«Non è stata una mossa politica utile o astuta per il futuro dell´Iraq, ma umanamente e moralmente questa esecuzione era un passo necessario. Saddam Hussein era un mostro, e meritava questa morte e forse anche di peggio». Il giudizio di Daniel Pipes è come sempre netto. Il direttore del Middle East Forum di Philadelphia, studioso di questioni mediorientali e punta di diamante del movimento neoconservatore americano, sostenitore di tesi controverse sul conflitto Islam-Occidente, traccia sulla morte di Saddam una linea decisa: la pena capitale era l´unico esito possibile del processo all´ex dittatore iracheno (peraltro da lui considerato un inutile prologo), anche se il popolo iracheno non necessariamente ne beneficerà.
Professor Pipes, l´esecuzione di Saddam Hussein aiuterà o ostacolerà il processo di pace in Iraq?
«Non aiuterà la pace. Probabilmente la morte di Saddam porrà un ulteriore ostacolo alla riconciliazione tra le fazioni che attualmente si fronteggiano in Iraq, tra sciiti e sunniti in particolare. Ma non dobbiamo trattarlo come un atto politico. Non c´era alternativa all´esecuzione».
Una scelta obbligata o anche auspicabile?
«Obbligata ma soprattutto moralmente e umanamente necessaria. Per le famiglie delle vittime della dittatura, soprattutto, che così ricevono un risarcimento emotivo per le loro sofferenze, l´unico possibile. Stiamo parlando di un uomo che era un mostro storico e meritava questa morte, se non anche qualcosa di peggio. Era una chance di giustizia che non andava mancata».
Alcuni giuristi ritengono che la rapidità dell´esecuzione abbia danneggiato la possibilità di ristabilire completamente la verità storica degli anni della dittatura attraverso il processo.
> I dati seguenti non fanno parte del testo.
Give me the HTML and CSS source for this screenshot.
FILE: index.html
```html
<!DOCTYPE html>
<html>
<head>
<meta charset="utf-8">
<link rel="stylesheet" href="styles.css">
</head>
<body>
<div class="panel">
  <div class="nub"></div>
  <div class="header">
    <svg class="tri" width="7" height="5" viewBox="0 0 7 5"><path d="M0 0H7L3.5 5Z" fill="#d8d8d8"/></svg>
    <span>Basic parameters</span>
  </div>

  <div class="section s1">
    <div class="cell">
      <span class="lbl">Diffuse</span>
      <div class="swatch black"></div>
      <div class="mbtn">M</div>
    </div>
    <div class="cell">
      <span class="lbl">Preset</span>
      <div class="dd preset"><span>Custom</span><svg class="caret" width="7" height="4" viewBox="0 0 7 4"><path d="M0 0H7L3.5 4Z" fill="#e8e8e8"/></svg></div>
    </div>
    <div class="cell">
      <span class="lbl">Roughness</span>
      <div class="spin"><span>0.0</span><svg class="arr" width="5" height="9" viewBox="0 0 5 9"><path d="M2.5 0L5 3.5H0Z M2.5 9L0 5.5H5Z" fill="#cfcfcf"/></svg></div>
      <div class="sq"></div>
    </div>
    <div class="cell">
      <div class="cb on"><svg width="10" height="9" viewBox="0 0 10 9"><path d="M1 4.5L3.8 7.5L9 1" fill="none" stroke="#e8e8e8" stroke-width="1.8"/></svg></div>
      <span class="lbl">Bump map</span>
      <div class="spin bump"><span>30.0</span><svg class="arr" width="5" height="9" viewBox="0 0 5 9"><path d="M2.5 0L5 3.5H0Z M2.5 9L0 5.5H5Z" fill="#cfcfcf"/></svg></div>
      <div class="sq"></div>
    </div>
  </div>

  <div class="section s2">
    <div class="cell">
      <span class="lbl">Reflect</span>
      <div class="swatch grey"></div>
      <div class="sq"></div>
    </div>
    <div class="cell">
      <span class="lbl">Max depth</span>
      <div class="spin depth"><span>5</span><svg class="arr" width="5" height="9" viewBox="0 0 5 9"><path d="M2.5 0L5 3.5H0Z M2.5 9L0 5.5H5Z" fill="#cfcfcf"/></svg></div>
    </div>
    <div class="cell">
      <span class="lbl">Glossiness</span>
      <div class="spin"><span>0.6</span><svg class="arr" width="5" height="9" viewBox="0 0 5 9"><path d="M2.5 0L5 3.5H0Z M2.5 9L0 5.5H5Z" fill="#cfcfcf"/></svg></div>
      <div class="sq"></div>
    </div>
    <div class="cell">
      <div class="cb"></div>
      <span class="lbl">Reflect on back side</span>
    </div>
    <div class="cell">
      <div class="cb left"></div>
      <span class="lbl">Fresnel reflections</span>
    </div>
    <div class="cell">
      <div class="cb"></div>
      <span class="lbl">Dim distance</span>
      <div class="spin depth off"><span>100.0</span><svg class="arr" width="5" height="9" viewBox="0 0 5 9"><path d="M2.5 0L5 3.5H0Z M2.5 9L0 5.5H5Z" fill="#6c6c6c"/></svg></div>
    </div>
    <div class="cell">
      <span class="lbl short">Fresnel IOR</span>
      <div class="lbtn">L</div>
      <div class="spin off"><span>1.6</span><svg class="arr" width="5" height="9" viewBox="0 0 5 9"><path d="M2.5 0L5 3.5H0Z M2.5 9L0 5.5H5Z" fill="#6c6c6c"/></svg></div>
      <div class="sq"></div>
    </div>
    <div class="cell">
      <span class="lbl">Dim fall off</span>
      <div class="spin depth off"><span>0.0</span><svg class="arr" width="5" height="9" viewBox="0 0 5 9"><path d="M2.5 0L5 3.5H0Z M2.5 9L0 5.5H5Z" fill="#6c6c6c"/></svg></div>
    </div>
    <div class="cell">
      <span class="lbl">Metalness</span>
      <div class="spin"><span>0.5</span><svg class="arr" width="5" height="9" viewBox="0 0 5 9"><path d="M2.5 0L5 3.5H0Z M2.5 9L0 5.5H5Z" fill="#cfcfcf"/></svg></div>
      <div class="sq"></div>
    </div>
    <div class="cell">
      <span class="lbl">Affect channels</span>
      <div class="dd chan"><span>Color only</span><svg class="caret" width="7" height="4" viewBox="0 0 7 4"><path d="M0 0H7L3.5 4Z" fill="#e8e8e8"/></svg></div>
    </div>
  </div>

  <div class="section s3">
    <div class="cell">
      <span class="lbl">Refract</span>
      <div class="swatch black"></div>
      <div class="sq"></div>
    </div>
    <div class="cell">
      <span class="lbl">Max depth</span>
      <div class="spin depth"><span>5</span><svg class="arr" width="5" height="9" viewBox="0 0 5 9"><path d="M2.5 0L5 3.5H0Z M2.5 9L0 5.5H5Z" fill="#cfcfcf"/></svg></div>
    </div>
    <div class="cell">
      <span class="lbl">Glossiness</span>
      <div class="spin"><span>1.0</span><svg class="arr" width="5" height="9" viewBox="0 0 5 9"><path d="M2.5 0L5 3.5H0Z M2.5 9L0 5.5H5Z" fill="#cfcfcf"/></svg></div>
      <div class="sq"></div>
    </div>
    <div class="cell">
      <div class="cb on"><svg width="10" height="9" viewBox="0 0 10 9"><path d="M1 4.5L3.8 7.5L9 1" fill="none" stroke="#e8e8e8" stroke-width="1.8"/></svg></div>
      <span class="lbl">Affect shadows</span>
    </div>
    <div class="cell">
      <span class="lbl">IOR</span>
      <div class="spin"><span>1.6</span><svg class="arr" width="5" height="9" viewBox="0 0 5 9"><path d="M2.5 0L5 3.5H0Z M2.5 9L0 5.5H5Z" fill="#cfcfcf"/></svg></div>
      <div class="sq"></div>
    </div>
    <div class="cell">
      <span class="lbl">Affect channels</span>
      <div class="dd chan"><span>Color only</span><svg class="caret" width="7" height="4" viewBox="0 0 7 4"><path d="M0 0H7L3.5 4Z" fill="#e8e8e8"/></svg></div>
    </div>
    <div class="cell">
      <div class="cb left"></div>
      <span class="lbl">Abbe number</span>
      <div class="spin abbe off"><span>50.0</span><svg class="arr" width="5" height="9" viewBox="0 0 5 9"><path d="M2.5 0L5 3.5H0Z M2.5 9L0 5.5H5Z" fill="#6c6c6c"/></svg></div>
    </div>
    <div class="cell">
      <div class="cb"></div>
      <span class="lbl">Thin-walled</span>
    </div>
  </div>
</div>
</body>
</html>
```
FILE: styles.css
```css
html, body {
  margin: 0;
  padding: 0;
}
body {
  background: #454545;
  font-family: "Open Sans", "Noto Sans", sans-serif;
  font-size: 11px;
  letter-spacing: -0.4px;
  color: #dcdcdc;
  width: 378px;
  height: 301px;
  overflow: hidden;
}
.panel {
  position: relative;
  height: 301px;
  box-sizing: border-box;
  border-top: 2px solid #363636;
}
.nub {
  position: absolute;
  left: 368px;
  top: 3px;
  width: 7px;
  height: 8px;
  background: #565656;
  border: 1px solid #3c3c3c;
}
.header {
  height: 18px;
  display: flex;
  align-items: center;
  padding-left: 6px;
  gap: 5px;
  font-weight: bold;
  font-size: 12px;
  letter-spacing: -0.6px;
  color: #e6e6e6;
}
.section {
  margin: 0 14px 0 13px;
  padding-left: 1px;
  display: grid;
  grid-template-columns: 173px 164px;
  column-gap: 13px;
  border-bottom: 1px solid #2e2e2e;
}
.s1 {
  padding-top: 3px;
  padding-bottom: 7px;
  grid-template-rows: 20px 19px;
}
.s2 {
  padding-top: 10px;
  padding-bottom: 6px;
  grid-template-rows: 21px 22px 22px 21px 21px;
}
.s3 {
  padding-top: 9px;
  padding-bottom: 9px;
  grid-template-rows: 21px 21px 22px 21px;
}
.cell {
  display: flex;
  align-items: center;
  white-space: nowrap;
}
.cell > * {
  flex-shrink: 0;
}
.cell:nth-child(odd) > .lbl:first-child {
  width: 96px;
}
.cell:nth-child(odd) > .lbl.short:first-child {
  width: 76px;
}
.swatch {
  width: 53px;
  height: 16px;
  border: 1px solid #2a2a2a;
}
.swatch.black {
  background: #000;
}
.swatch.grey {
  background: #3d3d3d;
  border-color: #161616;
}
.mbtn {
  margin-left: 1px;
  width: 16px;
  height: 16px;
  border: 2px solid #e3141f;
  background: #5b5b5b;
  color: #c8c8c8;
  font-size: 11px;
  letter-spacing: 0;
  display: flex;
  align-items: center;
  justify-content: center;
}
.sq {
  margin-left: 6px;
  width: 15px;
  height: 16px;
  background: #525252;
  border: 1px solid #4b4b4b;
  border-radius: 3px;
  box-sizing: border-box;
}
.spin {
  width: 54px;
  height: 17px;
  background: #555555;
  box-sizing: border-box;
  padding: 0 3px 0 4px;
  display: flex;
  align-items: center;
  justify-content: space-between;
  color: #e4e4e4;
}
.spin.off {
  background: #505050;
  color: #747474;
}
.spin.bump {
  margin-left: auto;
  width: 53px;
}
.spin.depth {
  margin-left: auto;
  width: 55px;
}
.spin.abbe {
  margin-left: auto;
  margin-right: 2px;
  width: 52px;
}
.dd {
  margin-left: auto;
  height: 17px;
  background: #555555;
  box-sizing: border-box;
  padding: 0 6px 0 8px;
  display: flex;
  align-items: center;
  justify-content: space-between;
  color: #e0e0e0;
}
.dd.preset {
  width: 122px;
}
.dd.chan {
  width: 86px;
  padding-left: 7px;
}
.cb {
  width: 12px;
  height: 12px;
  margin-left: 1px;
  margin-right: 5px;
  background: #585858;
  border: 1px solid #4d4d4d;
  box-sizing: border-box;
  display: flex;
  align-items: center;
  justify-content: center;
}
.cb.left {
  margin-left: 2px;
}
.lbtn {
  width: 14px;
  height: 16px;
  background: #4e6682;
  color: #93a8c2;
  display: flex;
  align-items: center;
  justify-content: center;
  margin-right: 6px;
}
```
Un´esecuzione troppo rapida, e un processo incompleto.
«Non sono d´accordo. Il problema è proprio il processo: non ce n´era bisogno. I crimini di Saddam sono conosciuti, e in più parliamo di fatti avvenuti 25 anni fa. Da Norimberga in poi, i processi ai leader politici hanno tutti questo difetto di fondo: non sono adeguati alla portata degli eventi. Non so quale procedimento sarebbe stato appropriato nel caso di Saddam, ma certo il processo non serviva a niente. E poi i sostenitori di Saddam - perché ce ne sono ancora in giro - non sarebbero mai stati contenti, qualsiasi forma il processo avesse assunto».
Da cosa pensa sia dipesa la tempistica dell´esecuzione e la sua rapidità?
«Mi ha sorpreso, non pensavo che l´esecuzione sarebbe avvenuta così in fretta. Ma questo dimostra la totale autonomia del governo iracheno. E´ considerato un governo fantoccio, e per buoni motivi vista la massiccia presenza militare americana. Ma su scelte fondamentali, dalla gestione del petrolio ai rapporti con l´Iran fino a questa esecuzione, gli iracheni dimostrato di voler compiere scelte autonome, che a volte vanno anche contro gli interessi americani».
Pensa che la morte rapida di Saddam non giochi in alcun modo in favore di Bush?
«Bush ha di fronte un problema più generale, che è la strategia americana in Iraq. E su questo è prevedibile che non molto cambierà. Sarà annunciato l´invio di un maggior numero di truppe, ma purtroppo le scelte tattiche sembrano destinate a rimanere le stesse, e secondo me sono sbagliate: gli Usa non avrebbero dovuto assumere fin dall´inizio la responsabilità della sicurezza in Iraq. Avrebbero dovuto dispiegarsi nel deserto e ai confini e non nelle città. Questa strategia ci è costato finora molte morti e molti soldi, e saremmo ancora in tempo a cambiarla ma non credo che avverrà. In questo contesto, non credo che la morte di Saddam avrà un impatto politico particolare. E´ più che altro un atto dovuto per le vittime. E´ la vittoria dell´umanità contro le forze del male».